Police files tracking Collins' activities during Ireland's War of Independence were also being auctioned at Bloomfield Auctions in east Belfast.

Auctioneer Karl Bennett said he was "absolutely shocked" at the price the stick sold for and "delighted" for the owner.

"[He was] jumping around the room listening to the auction, shouting and yee-hawing and woo-hooing," he said.

"All sorts, both him and his wife. They just had absolutely no idea."

The stick had been held by a private collector for the past 42 years and Mr Bennett said his client felt it was time to see the stick go into
the right hands, especially coming up to 100 years since Collins' death.

He confirmed the stick had sold to an institution in the Republic of Ireland and, while he could not reveal their identity, he was confident
the stick would go on public display.

Museums and private collections had expressed an interest in the walking stick before it went up for auction on Tuesday afternoon.

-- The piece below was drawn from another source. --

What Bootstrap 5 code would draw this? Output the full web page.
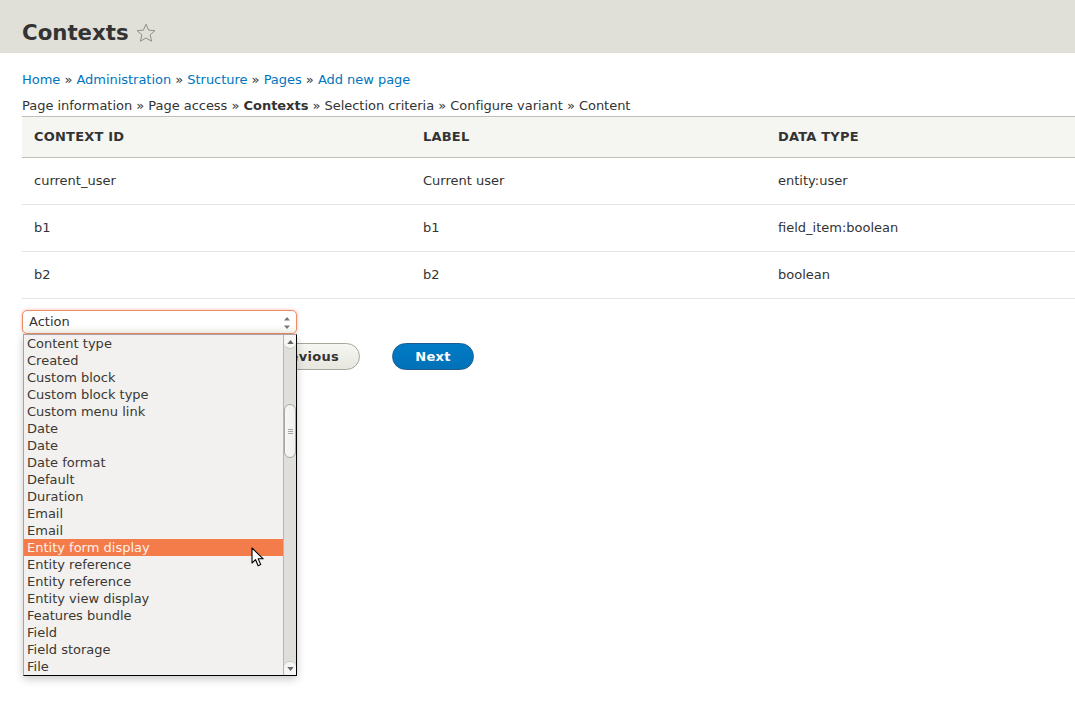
<!DOCTYPE html>
<html lang="en">
<head>
<meta charset="utf-8">
<title>Contexts</title>
<link rel="stylesheet" href="https://cdn.jsdelivr.net/npm/bootstrap@5.3.0/dist/css/bootstrap.min.css">
<style>
html,body{height:724px;overflow:hidden}
body{font-family:"DejaVu Sans",sans-serif;font-size:13px;line-height:17px;color:#333;background:#fff}
.head-band{background:#e0e0d8;height:53px;padding:20px 22px 0}
.page-title{font-size:21.3px;line-height:26px;font-weight:700;color:#333;margin:0}
.star-ic{width:20px;height:20px;margin-left:7px;margin-top:0}
.page-main{padding:0 0 0 22px}
.crumbs{padding-top:18px;height:51px;letter-spacing:-.03px}
.crumbs a,.crumbs a:hover{color:#0074bd;text-decoration:none}
.wizard-trail{height:12px;line-height:17px;margin-top:-7px;margin-bottom:7px;letter-spacing:-.03px}
.ctx-table{width:100%;margin:0;border-collapse:collapse;font-size:13px}
.ctx-table th{background:#f5f5f2;border-top:1px solid #bfbfba;border-bottom:1px solid #bfbfba;padding:0 12px 2px;height:41px;text-transform:uppercase;font-weight:700;letter-spacing:.2px;color:#333;box-shadow:none}
.ctx-table td{padding:0 12px 2px;height:47px;border-bottom:1px solid #e6e4df;color:#333;background:#fff;box-shadow:none}
.col-a{width:389px}.col-b{width:355px}
.form-zone{position:relative;height:400px}
.fake-select{position:absolute;left:0;top:11px;width:275px;height:24px;border:1px solid #ee8b66;border-radius:5px;background:linear-gradient(#fff 60%,#f2f1ec);box-shadow:0 0 2px 1px rgba(240,140,100,.35);padding:2px 6px;line-height:18px;color:#333}
.fake-select svg{position:absolute;right:5px;top:5px}
.btn-row{padding:44px 0 0 229px;gap:32px}
.pill{height:27px;border-radius:14px;font-size:13px;font-weight:700;line-height:24px;padding:0 21px;letter-spacing:.3px}
.pill-light{background:linear-gradient(#f6f6f3,#e7e7df);border:1px solid #a6a69c;color:#333;width:109px}
.pill-blue{background:linear-gradient(#007bc6,#0071b8);border:1px solid #1e5c90;color:#fff;width:82px}
.drop-menu{position:absolute;left:1px;top:35px;width:274px;height:342px;background:#f2f1ef;border:1px solid #000;border-left-color:#a5a5a5;border-top-color:#a5a5a5;box-shadow:0 3px 8px rgba(0,0,0,.22);z-index:5}
.opt-list{list-style:none;margin:0;padding:0 13px 0 0;position:absolute;left:0;top:0;right:0;bottom:0;overflow:hidden}
.opt-list li{height:17px;line-height:17px;padding-left:3px;color:#3c3832;white-space:nowrap}
.opt-list li.picked{background:#f47b4a;color:#fff0e8}
.scroll-rail{position:absolute;right:0;top:0;bottom:0;width:13px;background:#dfdedb;border-left:1px solid #b5b5b2}
.scroll-end{position:absolute;left:0;right:0;height:14px;background:#f5f5f3;display:flex;align-items:center;justify-content:center}
.scroll-top{top:0;border-radius:0 0 6px 6px;border-bottom:1px solid #c4c4c1}
.scroll-bot{bottom:0;border-radius:6px 6px 0 0;border-top:1px solid #c4c4c1}
.thumb-bar{position:absolute;left:0;right:0;top:69px;height:54px;background:linear-gradient(90deg,#f7f7f6,#efefed);border:1px solid #a9a9a6;border-radius:6px;display:flex;flex-direction:column;align-items:center;justify-content:center;gap:1px}
.thumb-bar i{display:block;width:5px;height:1px;background:#a5a5a2}
.arrow-ptr{position:absolute;left:227px;top:212px;z-index:6}
</style>
</head>
<body>
<header class="head-band">
  <div class="d-flex align-items-center">
    <h1 class="page-title">Contexts</h1>
    <svg class="star-ic" viewBox="0 0 20 20" fill="none" stroke="#8f8f86" stroke-width="1"><path d="M10 1.200l2.600 5.900 6.300.6-4.800 4.200 1.500 6.300L10 15l-5.600 3.200 1.500-6.300-4.800-4.200 6.300-.6z"/></svg>
  </div>
</header>
<main class="page-main">
  <nav class="crumbs"><a href="#">Home</a> » <a href="#">Administration</a> » <a href="#">Structure</a> » <a href="#">Pages</a> » <a href="#">Add new page</a></nav>
  <div class="wizard-trail">Page information » Page access » <b>Contexts</b> » Selection criteria » Configure variant » Content</div>
  <table class="ctx-table">
    <thead><tr><th class="col-a">Context ID</th><th class="col-b">Label</th><th>Data type</th></tr></thead>
    <tbody>
      <tr><td>current_user</td><td>Current user</td><td>entity:user</td></tr>
      <tr><td>b1</td><td>b1</td><td>field_item:boolean</td></tr>
      <tr><td>b2</td><td>b2</td><td>boolean</td></tr>
    </tbody>
  </table>
  <div class="form-zone">
    <div class="fake-select">Action
      <svg width="8" height="14" viewBox="0 0 8 14" fill="#777"><path d="M4 1l3 3.500H1zM4 13L1 9.500h6z"/></svg>
    </div>
    <div class="d-flex btn-row">
      <button type="button" class="btn pill pill-light">Previous</button>
      <button type="button" class="btn pill pill-blue">Next</button>
    </div>
    <div class="drop-menu">
      <ul class="opt-list">
        <li>Content type</li><li>Created</li><li>Custom block</li><li>Custom block type</li><li>Custom menu link</li><li>Date</li><li>Date</li><li>Date format</li><li>Default</li><li>Duration</li><li>Email</li><li>Email</li><li class="picked">Entity form display</li><li>Entity reference</li><li>Entity reference</li><li>Entity view display</li><li>Features bundle</li><li>Field</li><li>Field storage</li><li>File</li>
      </ul>
      <div class="scroll-rail">
        <div class="scroll-end scroll-top"><svg width="7" height="4" viewBox="0 0 8 5" fill="#666"><path d="M4 0l4 5H0z"/></svg></div>
        <div class="thumb-bar"><i></i><i></i><i></i></div>
        <div class="scroll-end scroll-bot"><svg width="7" height="4" viewBox="0 0 8 5" fill="#666"><path d="M4 5L0 0h8z"/></svg></div>
      </div>
      <svg class="arrow-ptr" width="14" height="21" viewBox="0 0 14 21"><path d="M1 1v15l3.600-3.300 2.500 6 2.600-1.100-2.500-5.800h5z" fill="#fff" stroke="#000" stroke-width="1.100" stroke-linejoin="round"/></svg>
    </div>
  </div>
</main>
<script src="https://cdn.jsdelivr.net/npm/bootstrap@5.3.0/dist/js/bootstrap.bundle.min.js"></script>
</body>
</html>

Prior to the auction, Mr Bennett said a politician in Cork had asked the Irish government to buy the rosewood stick.

Who was Michael Collins?
One of the major figures who brought about Ireland's independence from Britain and the partition of the island into what would become
Northern Ireland and the Republic of Ireland.

He led the Irish Republican Army (IRA) during the War of Independence with Britain, which lasted from January 1919 until July 1921.
His leadership came to be known for his use of guerrilla tactics by the vastly outnumbered rebel forces.

During peace talks with Britain in 1921, he led a delegation which negotiated and agreed the Anglo-Irish Treaty, which would create an
independent Irish Free State. The treaty also confirmed the partition of Ireland.